begin DATASET SECTION
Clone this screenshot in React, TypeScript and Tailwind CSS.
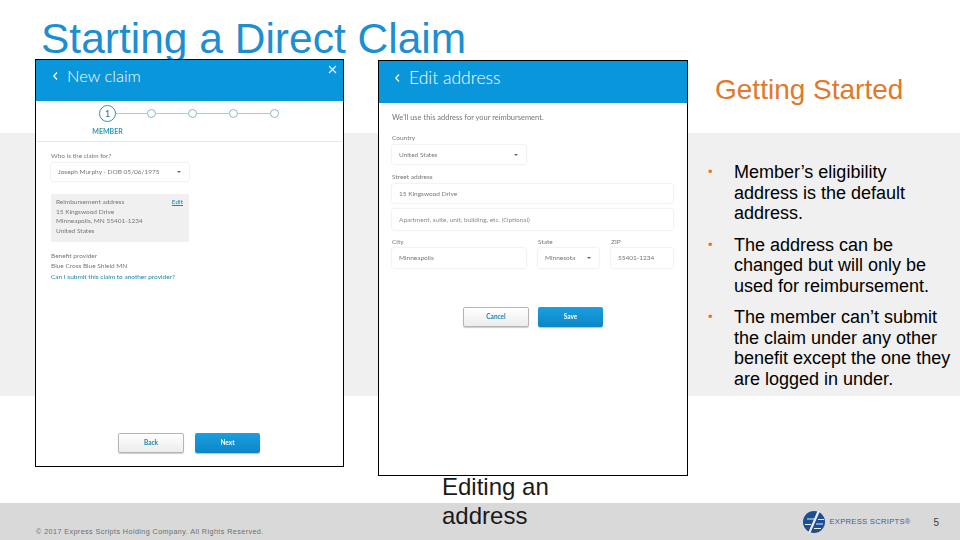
const lato = "font-['Lato','Liberation_Sans',sans-serif]";

function Field({ text, caret, className }: { text: string; caret?: boolean; className: string }) {
  return (
    <div className={`flex items-center justify-between bg-white rounded-[2px] shadow-[0_0_2px_rgba(0,0,0,0.18)] pl-[7px] pr-[8px] text-[6.5px] text-[#777] ${className}`}>
      <span className="whitespace-nowrap">{text}</span>
      {caret && <span className="w-0 h-0 border-x-[2.5px] border-x-transparent border-t-[2.5px] border-t-[#666]" />}
    </div>
  );
}

function Btn({ label, primary }: { label: string; primary?: boolean }) {
  return primary ? (
    <div className="w-[65px] h-[20px] flex items-center justify-center rounded-[2px] bg-gradient-to-b from-[#1a9fe0] to-[#0b86c6] text-white text-[6.5px] font-bold shadow-[0_1px_1px_rgba(0,0,0,0.25)]">
      {label}
    </div>
  ) : (
    <div className="w-[66px] h-[20px] flex items-center justify-center rounded-[2px] bg-gradient-to-b from-white to-[#ececec] border border-[#b5b5b5] text-[#1c86a8] text-[6.5px] font-bold shadow-[0_1px_1px_rgba(0,0,0,0.2)]">
      {label}
    </div>
  );
}

function Chevron() {
  return (
    <svg width="7" height="10" viewBox="0 0 7 10" fill="none" stroke="white" strokeWidth="1.2">
      <path d="M5 1.5 1.8 5 5 8.5" />
    </svg>
  );
}

function Stepper() {
  return (
    <div className="flex items-center ml-[63px] mt-[4px]">
      <div className="w-[17px] h-[17px] rounded-full border border-[#2c8fa8] flex items-center justify-center text-[9px] text-[#2b6f82] shrink-0">1</div>
      {[0, 1, 2, 3].map((i) => (
        <div key={i} className="flex items-center shrink-0">
          <div className={`h-px bg-[#a5cdd8] ${i === 0 ? "w-[31px]" : "w-[32px]"}`} />
          <div className="w-[9px] h-[9px] rounded-full border border-[#8fb5c0]" />
        </div>
      ))}
    </div>
  );
}

function NewClaim() {
  return (
    <div className={`w-[309px] h-[408px] border border-black bg-white flex flex-col shrink-0 ${lato}`}>
      <div className="h-[41px] bg-[#0a96da] flex items-center justify-between pl-[16px] pr-[6px] pb-[9px] shrink-0">
        <div className="flex items-center gap-[8px] text-white text-[16.5px] font-light">
          <Chevron />
          <span>New claim</span>
        </div>
        <svg className="mb-[13px]" width="9" height="9" viewBox="0 0 9 9" stroke="white" strokeWidth="1.1">
          <path d="M1 1l7 7M8 1 1 8" />
        </svg>
      </div>
      <div className="blur-[0.3px] flex-1 flex flex-col">
        <Stepper />
        <div className="ml-[48px] w-[47px] text-center mt-[5px] text-[7px] font-bold text-[#2c9ab5] leading-[9px] h-[14px]">MEMBER</div>
        <div className="h-px bg-[#e8e8e8]" />
        <div className="pl-[15px] w-[153px] flex-1 flex flex-col text-[6.5px] text-[#777]">
          <div className="mt-[9px] leading-[9px] whitespace-nowrap">Who is the claim for?</div>
          <Field text="Joseph Murphy - DOB 05/06/1975" caret className="h-[18px] w-[138px] mt-[3px] shrink-0" />
          <div className="mt-[13px] h-[48px] w-[138px] shrink-0 bg-[#f0f0f0] pl-[5px] pr-[6px] pt-[3px] leading-[9.6px]">
            <div className="flex justify-between">
              <span>Reimbursement address</span>
              <span className="text-[#1c86a8] underline">Edit</span>
            </div>
            <div>15 Kingswood Drive</div>
            <div>Minneapolis, MN 55401-1234</div>
            <div>United States</div>
          </div>
          <div className="mt-[9px] leading-[10px] whitespace-nowrap">
            <div>Benefit provider</div>
            <div>Blue Cross Blue Shield MN</div>
            <div className="text-[#1c86a8] pt-px">Can I submit this claim to another provider?</div>
          </div>
          <div className="flex-1" />
        </div>
        <div className="flex gap-[11px] pl-[82px] pb-[13px]">
          <Btn label="Back" />
          <Btn label="Next" primary />
        </div>
      </div>
    </div>
  );
}

function EditAddress() {
  return (
    <div className={`w-[310px] h-[416px] border border-black bg-white flex flex-col ${lato}`}>
      <div className="h-[42px] bg-[#0a96da] flex items-center gap-[8px] pl-[15px] pb-[8px] text-white text-[17.5px] font-light shrink-0">
        <Chevron />
        <span>Edit address</span>
      </div>
      <div className="blur-[0.3px] pl-[13px] pr-[14px] flex flex-col text-[6.5px] text-[#777]">
        <div className="mt-[10px] leading-[10px] text-[7.5px] whitespace-nowrap">We'll use this address for your reimbursement.</div>
        <div className="mt-[10px] leading-[9px]">Country</div>
        <Field text="United States" caret className="h-[19px] w-[134px] mt-[3px]" />
        <div className="mt-[8px] leading-[9px]">Street address</div>
        <Field text="15 Kingswood Drive" className="h-[19px] mt-[3px]" />
        <Field text="Apartment, suite, unit, building, etc. (Optional)" className="h-[21px] mt-[6px] !text-[#8a8a8a]" />
        <div className="flex gap-[12px] mt-[7px]">
          <div className="w-[134px]">
            <div className="leading-[9px]">City</div>
            <Field text="Minneapolis" className="h-[20px] mt-[2px]" />
          </div>
          <div className="w-[61px]">
            <div className="leading-[9px]">State</div>
            <Field text="Minnesota" caret className="h-[20px] mt-[2px]" />
          </div>
          <div className="w-[62px]">
            <div className="leading-[9px]">ZIP</div>
            <Field text="55401-1234" className="h-[20px] mt-[2px]" />
          </div>
        </div>
        <div className="flex gap-[9px] ml-[71px] mt-[39px]">
          <Btn label="Cancel" />
          <Btn label="Save" primary />
        </div>
      </div>
    </div>
  );
}

function Logo() {
  return (
    <svg width="22" height="22" viewBox="0 0 22 22">
      <circle cx="11" cy="11" r="11" fill="#1d4e8f" />
      <path d="M14.5 0 5 22h2.4L17 0z" fill="#e8eef5" />
      <path d="M4 7.5h8v1H4zM15 8h6v1h-6zM2 13h6v1H2zM13 12.5h7v1h-7zM11 17h7v1h-7z" fill="#e8eef5" />
    </svg>
  );
}

const bullets = [
  ["Member’s eligibility", "address is the default", "address."],
  ["The address can be", "changed but will only be", "used for reimbursement."],
  ["The member can’t submit", "the claim under any other", "benefit except the one they", "are logged in under."],
];

export default function App() {
  return (
    <div className="grid w-[960px] h-[540px] overflow-hidden bg-white font-['Liberation_Sans',sans-serif]">
      <div className="col-start-1 row-start-1 flex flex-col">
        <div className="h-[133px]" />
        <div className="h-[263px] bg-[#f0f0f0]" />
        <div className="h-[107px]" />
        <div className="h-[37px] bg-[#d9d9d9] flex items-end pl-[36px] pr-[21px]">
          <span className="mb-[3px] text-[7.2px] tracking-[0.42px] text-[#6e6e6e] leading-[10px] whitespace-nowrap">© 2017 Express Scripts Holding Company. All Rights Reserved.</span>
          <div className="ml-auto flex items-center mb-[7px]">
            <Logo />
            <span className="ml-[4px] w-[83px] text-[7.6px] tracking-[0.3px] text-[#3a5f94] whitespace-nowrap">EXPRESS SCRIPTS®</span>
            <span className="ml-[21px] text-[10px] text-[#404040]">5</span>
          </div>
        </div>
      </div>

      <div className="col-start-1 row-start-1 flex flex-col">
        <div className="h-[59px] pl-[41px] pt-[15px] text-[42.5px] leading-[48px] text-[#1b8fd2] whitespace-nowrap">Starting a Direct Claim</div>
        <div className="flex items-start pl-[35px]">
          <NewClaim />
          <div className="ml-[34px] mt-px w-[310px] shrink-0">
            <EditAddress />
            <div className="-mt-[4px] pl-[64px] text-[24px] leading-[29px] text-[#1a1a1a] w-[190px]">Editing an address</div>
          </div>
          <div className="pl-[20px] flex flex-col">
            <div className="ml-[7px] mt-[13px] text-[28px] leading-[36px] text-[#e0792a] whitespace-nowrap">Getting Started</div>
            <div className="mt-[54px] flex flex-col gap-[11px]">
              {bullets.map((lines, i) => (
                <div key={i} className="flex">
                  <span className="w-[26px] text-[#e0792a] text-[13px] leading-[20.5px] shrink-0">•</span>
                  <div className="text-[18px] leading-[20.5px] text-black whitespace-nowrap">
                    {lines.map((l) => (
                      <div key={l}>{l}</div>
                    ))}
                  </div>
                </div>
              ))}
            </div>
          </div>
        </div>
      </div>
    </div>
  );
}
end DATASET SECTION
▶ TASK DIRECTIONS
Display every line of the listing that contains the string "this".

▶ THE OUTPUT
Clone this screenshot in React, TypeScript and Tailwind CSS.
            <div className="text-[#1c86a8] pt-px">Can I submit this claim to another provider?</div>
        <div className="mt-[10px] leading-[10px] text-[7.5px] whitespace-nowrap">We'll use this address for your reimbursement.</div>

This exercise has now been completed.